In the data that follows, count the lines in which the word "with" occurs, and report that figure alone.

- _Stored records_:
----

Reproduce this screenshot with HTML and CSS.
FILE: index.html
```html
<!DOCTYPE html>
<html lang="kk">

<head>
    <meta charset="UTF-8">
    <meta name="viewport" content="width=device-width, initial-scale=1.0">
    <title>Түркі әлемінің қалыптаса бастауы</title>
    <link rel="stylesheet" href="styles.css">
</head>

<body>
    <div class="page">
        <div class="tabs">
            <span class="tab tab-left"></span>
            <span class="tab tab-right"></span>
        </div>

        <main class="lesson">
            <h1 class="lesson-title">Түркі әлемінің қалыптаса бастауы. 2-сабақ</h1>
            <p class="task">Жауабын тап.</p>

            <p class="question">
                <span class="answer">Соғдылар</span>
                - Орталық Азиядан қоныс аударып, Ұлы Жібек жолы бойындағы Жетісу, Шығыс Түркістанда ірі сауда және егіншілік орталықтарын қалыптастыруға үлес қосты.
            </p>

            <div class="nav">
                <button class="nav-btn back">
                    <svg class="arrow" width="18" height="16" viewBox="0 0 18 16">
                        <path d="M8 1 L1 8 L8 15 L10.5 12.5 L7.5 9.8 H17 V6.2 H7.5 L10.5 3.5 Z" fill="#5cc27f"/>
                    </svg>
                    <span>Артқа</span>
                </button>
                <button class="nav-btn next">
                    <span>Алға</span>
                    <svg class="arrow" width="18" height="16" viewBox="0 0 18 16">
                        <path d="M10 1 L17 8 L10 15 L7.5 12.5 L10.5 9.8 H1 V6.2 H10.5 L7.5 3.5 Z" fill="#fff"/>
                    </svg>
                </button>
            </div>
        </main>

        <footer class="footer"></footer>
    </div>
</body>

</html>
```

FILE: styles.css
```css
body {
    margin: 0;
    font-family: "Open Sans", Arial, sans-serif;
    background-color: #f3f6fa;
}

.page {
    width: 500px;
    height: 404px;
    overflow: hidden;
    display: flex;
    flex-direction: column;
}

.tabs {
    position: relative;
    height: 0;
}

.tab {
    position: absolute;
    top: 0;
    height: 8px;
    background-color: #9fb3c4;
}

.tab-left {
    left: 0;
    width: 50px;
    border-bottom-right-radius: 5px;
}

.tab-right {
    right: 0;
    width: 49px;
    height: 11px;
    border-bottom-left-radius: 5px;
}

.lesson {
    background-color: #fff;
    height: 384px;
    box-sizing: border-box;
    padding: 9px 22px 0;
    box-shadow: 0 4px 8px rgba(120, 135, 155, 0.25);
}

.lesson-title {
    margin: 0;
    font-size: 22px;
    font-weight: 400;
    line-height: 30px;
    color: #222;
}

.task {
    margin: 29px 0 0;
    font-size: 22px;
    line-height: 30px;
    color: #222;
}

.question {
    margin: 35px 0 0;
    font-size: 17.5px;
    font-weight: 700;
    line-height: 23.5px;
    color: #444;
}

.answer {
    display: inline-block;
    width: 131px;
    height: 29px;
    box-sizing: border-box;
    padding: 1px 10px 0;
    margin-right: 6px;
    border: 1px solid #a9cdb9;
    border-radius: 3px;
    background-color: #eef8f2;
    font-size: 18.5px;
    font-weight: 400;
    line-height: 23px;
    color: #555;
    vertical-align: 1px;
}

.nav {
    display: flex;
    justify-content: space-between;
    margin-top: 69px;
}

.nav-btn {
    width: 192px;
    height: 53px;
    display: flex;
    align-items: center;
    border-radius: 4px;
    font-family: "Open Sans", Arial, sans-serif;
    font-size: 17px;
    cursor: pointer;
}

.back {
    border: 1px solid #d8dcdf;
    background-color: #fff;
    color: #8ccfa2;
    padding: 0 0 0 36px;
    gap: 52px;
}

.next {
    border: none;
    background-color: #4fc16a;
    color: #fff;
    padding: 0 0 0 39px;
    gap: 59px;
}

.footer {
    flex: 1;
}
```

----

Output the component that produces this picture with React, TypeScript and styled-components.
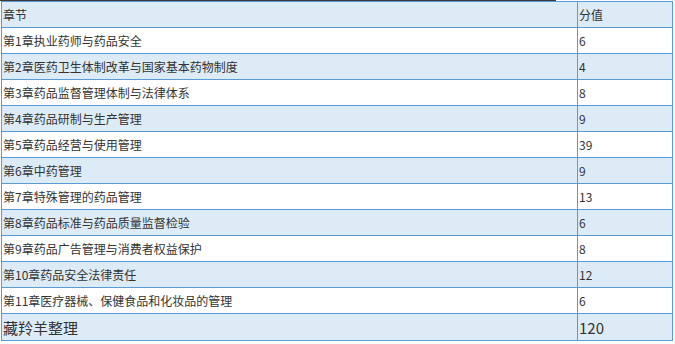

----

- _Completed exercise_: 2